Reading Glassdoor’s 2023 Best Places to Work in early January 2024 got me thinking. Surely, great places to work should instil a better-than-market-average culture, which should yield better-than-average results? Better-than-average results over time would deliver consistent productivity and hopefully continue to spark evolving R&D and innovation. If they don’t, is there any value in being categorized as a great place to work? Finally, all this great productivity (better than market average) should yield consistent YOY growth, and if they are a public firm, wouldn’t their stocks perform well?

Wanting to find out on my own, I proceeded to unpick Glassdoor’s (US) lists to see if my hypothesis held any substance. Going back six years to 2018, I weeded out the private companies from the list and subsequently started tabulating the historical stock data for all the 53 public companies, first at the close on 4 January 2018 and then on 29 December 2023.

The data yielded interesting results.

Some of the companies on the list were quite familiar — Adobe, Apple, Meta, Google, Hubspot, Nvidia, Procter & Gamble, Salesforce, SAP, Hilton, Accenture, United Airlines, Hyatt, Cisco, Shell, and Starbucks, to name a few. I was surprised to learn that Lululemon, T-Mobile, Southwest Airlines, Boston Scientific, and Adidas were classified as great places to work.
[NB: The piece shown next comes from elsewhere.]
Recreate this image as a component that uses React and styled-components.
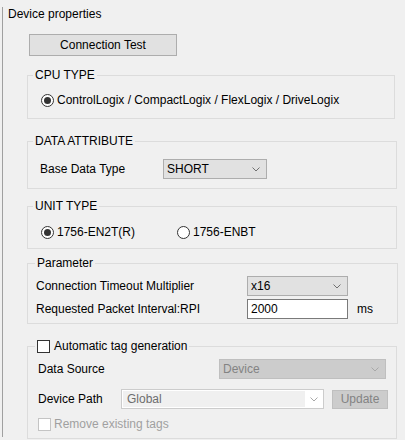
import React from "react";
import styled, { createGlobalStyle } from "styled-components";

const GlobalStyle = createGlobalStyle`
  html, body {
    margin: 0;
    background: #f0f0f0;
  }
  body {
    font-family: "Liberation Sans", Arial, sans-serif;
    font-size: 12px;
    color: #000;
  }
`;

const Page = styled.div`
  width: 405px;
  height: 440px;
  overflow: hidden;
  padding-left: 2px;
  box-sizing: border-box;
`;

const Panel = styled.div`
  margin-top: 10px;
  height: 430px;
  border-left: 1px solid #a0a0a0;
  padding-left: 5px;
`;

const Header = styled.div`
  margin-top: -3px;
  line-height: 14px;
`;

const PushButton = styled.button`
  display: block;
  margin: 13px 0 0 21px;
  width: 148px;
  height: 22px;
  border: 1px solid #adadad;
  background: #e1e1e1;
  font: inherit;
  color: #000;
  padding: 0;
`;

const Group = styled.fieldset`
  margin: ${(p) => p.$top}px 0 0 19px;
  width: ${(p) => p.$width || 370}px;
  box-sizing: border-box;
  padding: 0;
  min-width: 0;
  border: 1px solid #dcdcdc;
`;

const Legend = styled.legend`
  margin-left: ${(p) => p.$offset || 5}px;
  padding: 0 2px;
  line-height: 14px;
  display: flex;
  align-items: center;
  gap: 4px;
`;

const Body = styled.div`
  padding: ${(p) => p.$pad};
  display: flex;
  flex-direction: column;
  gap: ${(p) => p.$gap || 0}px;
`;

const Row = styled.div`
  display: flex;
  align-items: center;
  height: ${(p) => p.$h || 20}px;
  margin-top: ${(p) => p.$mt || 0}px;
`;

const Label = styled.span`
  width: ${(p) => (p.$w ? `${p.$w}px` : "auto")};
  flex: none;
  color: ${(p) => (p.$disabled ? "#a0a0a0" : "#000")};
`;

const Choice = styled.label`
  display: inline-flex;
  align-items: center;
  gap: 3px;
  height: 16px;
  width: ${(p) => (p.$w ? `${p.$w}px` : "auto")};
`;

const RadioDot = styled.span`
  width: 13px;
  height: 13px;
  box-sizing: border-box;
  border: 1px solid #333;
  border-radius: 50%;
  background: #fff;
  display: inline-flex;
  align-items: center;
  justify-content: center;
  &::after {
    content: "";
    width: 7px;
    height: 7px;
    border-radius: 50%;
    background: ${(p) => (p.$on ? "#333" : "transparent")};
  }
`;

const CheckBox = styled.span`
  width: 13px;
  height: 13px;
  box-sizing: border-box;
  border: 1px solid ${(p) => (p.$disabled ? "#c4c4c4" : "#333")};
  background: #fff;
  flex: none;
`;

const Select = styled.div`
  width: ${(p) => p.$w}px;
  height: 20px;
  box-sizing: border-box;
  border: 1px solid ${(p) => (p.$disabled ? "#bfbfbf" : "#adadad")};
  background: ${(p) => (p.$disabled ? "#cccccc" : "#e1e1e1")};
  color: ${(p) => (p.$disabled ? "#838383" : "#000")};
  display: flex;
  align-items: center;
  justify-content: space-between;
  padding: 0 6px 0 3px;
`;

const Combo = styled.div`
  width: ${(p) => p.$w}px;
  height: 20px;
  box-sizing: border-box;
  border: 1px solid #cccccc;
  background: #fff;
  padding: 1px;
  display: flex;
  flex: none;
`;

const ComboText = styled.div`
  flex: 1;
  background: #f0f0f0;
  color: #6d6d6d;
  padding-left: 4px;
  line-height: 16px;
`;

const ComboArrow = styled.div`
  width: 17px;
  display: flex;
  align-items: center;
  justify-content: center;
`;

const TextInput = styled.div`
  width: 101px;
  height: 20px;
  box-sizing: border-box;
  border: 1px solid #7a7a7a;
  background: #fff;
  padding-left: 3px;
  line-height: 18px;
`;

const Unit = styled.span`
  margin-left: 9px;
`;

const SmallButton = styled.div`
  margin-left: 8px;
  width: 56px;
  height: 19px;
  box-sizing: border-box;
  border: 1px solid #bfbfbf;
  background: #cccccc;
  color: #838383;
  display: flex;
  align-items: center;
  justify-content: center;
`;

const Chevron = ({ color = "#707070" }) => (
  <svg width="8" height="5" viewBox="0 0 8 5">
    <path d="M0.5 0.5 L4 4 L7.5 0.5" fill="none" stroke={color} strokeWidth="1" />
  </svg>
);

export default function App() {
  return (
    <>
      <GlobalStyle />
      <Page>
        <Panel>
          <Header>Device properties</Header>
          <PushButton>Connection Test</PushButton>

          <Group $top={12} $width={368}>
            <Legend>CPU TYPE</Legend>
            <Body $pad="10px 0 10px 13px">
              <Choice>
                <RadioDot $on />
                ControlLogix / CompactLogix / FlexLogix / DriveLogix
              </Choice>
            </Body>
          </Group>

          <Group $top={15}>
            <Legend>DATA ATTRIBUTE</Legend>
            <Body $pad="11px 0 9px 12px">
              <Row>
                <Label $w={123}>Base Data Type</Label>
                <Select $w={104}>
                  SHORT
                  <Chevron />
                </Select>
              </Row>
            </Body>
          </Group>

          <Group $top={10}>
            <Legend>UNIT TYPE</Legend>
            <Body $pad="11px 0 8px 13px">
              <Row $h={16}>
                <Choice $w={136}>
                  <RadioDot $on />
                  1756-EN2T(R)
                </Choice>
                <Choice>
                  <RadioDot />
                  1756-ENBT
                </Choice>
              </Row>
            </Body>
          </Group>

          <Group $top={7} $width={371}>
            <Legend $offset={7}>Parameter</Legend>
            <Body $pad="6px 0 4px 8px" $gap={3}>
              <Row>
                <Label $w={211}>Connection Timeout Multiplier</Label>
                <Select $w={101}>
                  x16
                  <Chevron />
                </Select>
              </Row>
              <Row>
                <Label $w={211}>Requested Packet Interval:RPI</Label>
                <TextInput>2000</TextInput>
                <Unit>ms</Unit>
              </Row>
            </Body>
          </Group>

          <Group $top={15}>
            <Legend $offset={7}>
              <CheckBox />
              Automatic tag generation
            </Legend>
            <Body $pad="6px 0 6px 10px">
              <Row>
                <Label $w={181}>Data Source</Label>
                <Select $w={167} $disabled>
                  Device
                  <Chevron color="#a8a8a8" />
                </Select>
              </Row>
              <Row $mt={10}>
                <Label $w={83}>Device Path</Label>
                <Combo $w={203}>
                  <ComboText>Global</ComboText>
                  <ComboArrow>
                    <Chevron color="#a8a8a8" />
                  </ComboArrow>
                </Combo>
                <SmallButton>Update</SmallButton>
              </Row>
              <Row $h={16} $mt={7}>
                <Choice>
                  <CheckBox $disabled />
                  <Label $disabled>Remove existing tags</Label>
                </Choice>
              </Row>
            </Body>
          </Group>
        </Panel>
      </Page>
    </>
  );
}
Importantly, a $1,000 invested across the 53 companies would have netted $2,243.19, which accounts to +124.31% growth in 6 years!

The best preforming stock from the list was Nvidia — with a whopping +837.21%! This was followed by Eli Lilly and Company (+657.43%), Lululemon — which was listed on 26 January 2018 (+550.39%), HubSpot (+545.13%), and Apple (+370.73%).

Overall,

one company delivered returns in excess of +800% range

one company delivered returns in +600s% range

two companies delivered returns in +500s% range

three companies delivered returns in +300s% range

three companies delivered returns in +200s% range

eleven companies delivered returns in +100s% range

nine companies delivered returns between +50s% and +96s%

nine companies delivered returns between +30s% and +49s%

My rudimentary excel calculation

Only nine out of the 53 public companies delivered negative returns: Progressive Leasing (-7.62%), Walt Disney Company (-17.01%), Delta Air Lines (-23.03%), Forrester (-37.81%), United Airlines (-40.43%), 3M (-42.51%), Kronos Incorporated (-47.01%), Southwest Airlines (-52.08%), and UKG — a Kronos Worldwide stock, part of the UKG group (-62.41%).

Within the same time frame, the NASDAQ Composite returned 92.2%, the S&P500 returned 78.4%, and the Dow Jones Industrial Average returned 52.5%.

Therefore, a $1,000 invested across these benchmarks would have yielded:

$1,922 with the NASDAQ Composite

$1,784 with the S&P500

$1,525 with the Dow Jones Industrial Average

Honourable mention: £1,000 with the FTSE100 would have yielded a grand total of £1,006 — a profit of £6 after 6 years

Clearly, the US Glassdoor Best Places to Work 2018 outperformed all the benchmarks, with the closest competitor, the NASDAQ Composite outpaced by 32.11%.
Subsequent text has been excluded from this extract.